* Provided material

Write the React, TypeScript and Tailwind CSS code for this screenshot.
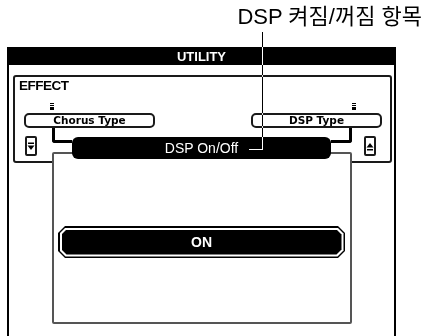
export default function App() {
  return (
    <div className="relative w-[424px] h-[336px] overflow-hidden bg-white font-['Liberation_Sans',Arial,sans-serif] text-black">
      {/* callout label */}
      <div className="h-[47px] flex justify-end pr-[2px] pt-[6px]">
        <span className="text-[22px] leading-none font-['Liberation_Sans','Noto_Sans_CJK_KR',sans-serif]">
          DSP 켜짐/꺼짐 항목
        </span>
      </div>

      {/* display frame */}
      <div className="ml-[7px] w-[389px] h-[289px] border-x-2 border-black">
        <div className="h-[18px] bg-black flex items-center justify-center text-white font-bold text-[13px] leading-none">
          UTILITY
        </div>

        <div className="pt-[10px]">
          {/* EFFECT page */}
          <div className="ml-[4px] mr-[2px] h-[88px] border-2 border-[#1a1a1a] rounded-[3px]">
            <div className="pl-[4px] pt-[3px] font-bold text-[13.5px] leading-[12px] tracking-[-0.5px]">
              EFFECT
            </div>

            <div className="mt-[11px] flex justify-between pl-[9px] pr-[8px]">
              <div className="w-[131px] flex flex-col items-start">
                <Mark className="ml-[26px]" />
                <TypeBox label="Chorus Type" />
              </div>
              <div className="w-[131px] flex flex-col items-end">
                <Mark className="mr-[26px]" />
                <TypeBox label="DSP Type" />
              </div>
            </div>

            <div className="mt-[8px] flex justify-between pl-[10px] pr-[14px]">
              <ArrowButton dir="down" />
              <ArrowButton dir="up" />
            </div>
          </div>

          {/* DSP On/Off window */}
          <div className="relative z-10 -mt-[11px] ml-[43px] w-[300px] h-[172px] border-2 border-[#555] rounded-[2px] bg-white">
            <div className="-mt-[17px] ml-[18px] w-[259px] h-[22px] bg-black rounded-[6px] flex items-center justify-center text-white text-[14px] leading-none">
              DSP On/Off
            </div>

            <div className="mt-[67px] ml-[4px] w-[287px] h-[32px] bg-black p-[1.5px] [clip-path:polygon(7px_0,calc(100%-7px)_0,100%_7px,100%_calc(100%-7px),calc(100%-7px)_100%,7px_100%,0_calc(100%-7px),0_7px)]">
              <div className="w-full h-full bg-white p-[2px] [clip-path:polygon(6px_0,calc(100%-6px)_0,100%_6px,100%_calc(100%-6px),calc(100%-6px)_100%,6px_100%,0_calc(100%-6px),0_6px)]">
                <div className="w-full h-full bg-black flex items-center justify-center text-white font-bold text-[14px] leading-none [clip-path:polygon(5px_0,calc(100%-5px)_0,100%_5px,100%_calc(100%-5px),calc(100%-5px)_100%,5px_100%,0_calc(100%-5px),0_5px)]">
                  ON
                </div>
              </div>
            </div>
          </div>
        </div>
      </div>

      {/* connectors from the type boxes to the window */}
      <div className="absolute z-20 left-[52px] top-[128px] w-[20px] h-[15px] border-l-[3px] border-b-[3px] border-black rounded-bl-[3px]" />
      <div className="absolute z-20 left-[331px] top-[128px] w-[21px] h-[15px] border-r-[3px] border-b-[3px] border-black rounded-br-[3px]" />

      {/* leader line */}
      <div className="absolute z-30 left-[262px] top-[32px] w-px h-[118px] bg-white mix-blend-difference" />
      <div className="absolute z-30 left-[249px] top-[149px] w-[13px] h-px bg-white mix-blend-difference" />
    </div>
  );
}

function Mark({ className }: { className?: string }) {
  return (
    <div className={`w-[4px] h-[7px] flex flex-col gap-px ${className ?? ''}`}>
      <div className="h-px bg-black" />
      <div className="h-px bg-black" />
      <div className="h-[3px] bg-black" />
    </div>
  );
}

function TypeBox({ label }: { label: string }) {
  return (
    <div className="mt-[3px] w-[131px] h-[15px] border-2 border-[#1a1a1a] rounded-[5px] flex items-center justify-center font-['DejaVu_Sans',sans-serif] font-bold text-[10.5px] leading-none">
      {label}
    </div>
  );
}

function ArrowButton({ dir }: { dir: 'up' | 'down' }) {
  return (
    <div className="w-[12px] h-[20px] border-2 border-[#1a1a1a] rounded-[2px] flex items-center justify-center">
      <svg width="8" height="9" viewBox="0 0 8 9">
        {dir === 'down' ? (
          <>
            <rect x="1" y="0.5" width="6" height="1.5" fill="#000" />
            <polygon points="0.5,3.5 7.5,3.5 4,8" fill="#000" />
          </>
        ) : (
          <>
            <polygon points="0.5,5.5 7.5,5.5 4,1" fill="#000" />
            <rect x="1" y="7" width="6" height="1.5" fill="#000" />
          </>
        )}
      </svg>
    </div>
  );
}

* Task objective
Reproduce the material above in full, exactly, with no images.

* Exercise result
Write the React, TypeScript and Tailwind CSS code for this screenshot.
export default function App() {
  return (
    <div className="relative w-[424px] h-[336px] overflow-hidden bg-white font-['Liberation_Sans',Arial,sans-serif] text-black">
      {/* callout label */}
      <div className="h-[47px] flex justify-end pr-[2px] pt-[6px]">
        <span className="text-[22px] leading-none font-['Liberation_Sans','Noto_Sans_CJK_KR',sans-serif]">
          DSP 켜짐/꺼짐 항목
        </span>
      </div>

      {/* display frame */}
      <div className="ml-[7px] w-[389px] h-[289px] border-x-2 border-black">
        <div className="h-[18px] bg-black flex items-center justify-center text-white font-bold text-[13px] leading-none">
          UTILITY
        </div>

        <div className="pt-[10px]">
          {/* EFFECT page */}
          <div className="ml-[4px] mr-[2px] h-[88px] border-2 border-[#1a1a1a] rounded-[3px]">
            <div className="pl-[4px] pt-[3px] font-bold text-[13.5px] leading-[12px] tracking-[-0.5px]">
              EFFECT
            </div>

            <div className="mt-[11px] flex justify-between pl-[9px] pr-[8px]">
              <div className="w-[131px] flex flex-col items-start">
                <Mark className="ml-[26px]" />
                <TypeBox label="Chorus Type" />
              </div>
              <div className="w-[131px] flex flex-col items-end">
                <Mark className="mr-[26px]" />
                <TypeBox label="DSP Type" />
              </div>
            </div>

            <div className="mt-[8px] flex justify-between pl-[10px] pr-[14px]">
              <ArrowButton dir="down" />
              <ArrowButton dir="up" />
            </div>
          </div>

          {/* DSP On/Off window */}
          <div className="relative z-10 -mt-[11px] ml-[43px] w-[300px] h-[172px] border-2 border-[#555] rounded-[2px] bg-white">
            <div className="-mt-[17px] ml-[18px] w-[259px] h-[22px] bg-black rounded-[6px] flex items-center justify-center text-white text-[14px] leading-none">
              DSP On/Off
            </div>

            <div className="mt-[67px] ml-[4px] w-[287px] h-[32px] bg-black p-[1.5px] [clip-path:polygon(7px_0,calc(100%-7px)_0,100%_7px,100%_calc(100%-7px),calc(100%-7px)_100%,7px_100%,0_calc(100%-7px),0_7px)]">
              <div className="w-full h-full bg-white p-[2px] [clip-path:polygon(6px_0,calc(100%-6px)_0,100%_6px,100%_calc(100%-6px),calc(100%-6px)_100%,6px_100%,0_calc(100%-6px),0_6px)]">
                <div className="w-full h-full bg-black flex items-center justify-center text-white font-bold text-[14px] leading-none [clip-path:polygon(5px_0,calc(100%-5px)_0,100%_5px,100%_calc(100%-5px),calc(100%-5px)_100%,5px_100%,0_calc(100%-5px),0_5px)]">
                  ON
                </div>
              </div>
            </div>
          </div>
        </div>
      </div>

      {/* connectors from the type boxes to the window */}
      <div className="absolute z-20 left-[52px] top-[128px] w-[20px] h-[15px] border-l-[3px] border-b-[3px] border-black rounded-bl-[3px]" />
      <div className="absolute z-20 left-[331px] top-[128px] w-[21px] h-[15px] border-r-[3px] border-b-[3px] border-black rounded-br-[3px]" />

      {/* leader line */}
      <div className="absolute z-30 left-[262px] top-[32px] w-px h-[118px] bg-white mix-blend-difference" />
      <div className="absolute z-30 left-[249px] top-[149px] w-[13px] h-px bg-white mix-blend-difference" />
    </div>
  );
}

function Mark({ className }: { className?: string }) {
  return (
    <div className={`w-[4px] h-[7px] flex flex-col gap-px ${className ?? ''}`}>
      <div className="h-px bg-black" />
      <div className="h-px bg-black" />
      <div className="h-[3px] bg-black" />
    </div>
  );
}

function TypeBox({ label }: { label: string }) {
  return (
    <div className="mt-[3px] w-[131px] h-[15px] border-2 border-[#1a1a1a] rounded-[5px] flex items-center justify-center font-['DejaVu_Sans',sans-serif] font-bold text-[10.5px] leading-none">
      {label}
    </div>
  );
}

function ArrowButton({ dir }: { dir: 'up' | 'down' }) {
  return (
    <div className="w-[12px] h-[20px] border-2 border-[#1a1a1a] rounded-[2px] flex items-center justify-center">
      <svg width="8" height="9" viewBox="0 0 8 9">
        {dir === 'down' ? (
          <>
            <rect x="1" y="0.5" width="6" height="1.5" fill="#000" />
            <polygon points="0.5,3.5 7.5,3.5 4,8" fill="#000" />
          </>
        ) : (
          <>
            <polygon points="0.5,5.5 7.5,5.5 4,1" fill="#000" />
            <rect x="1" y="7" width="6" height="1.5" fill="#000" />
          </>
        )}
      </svg>
    </div>
  );
}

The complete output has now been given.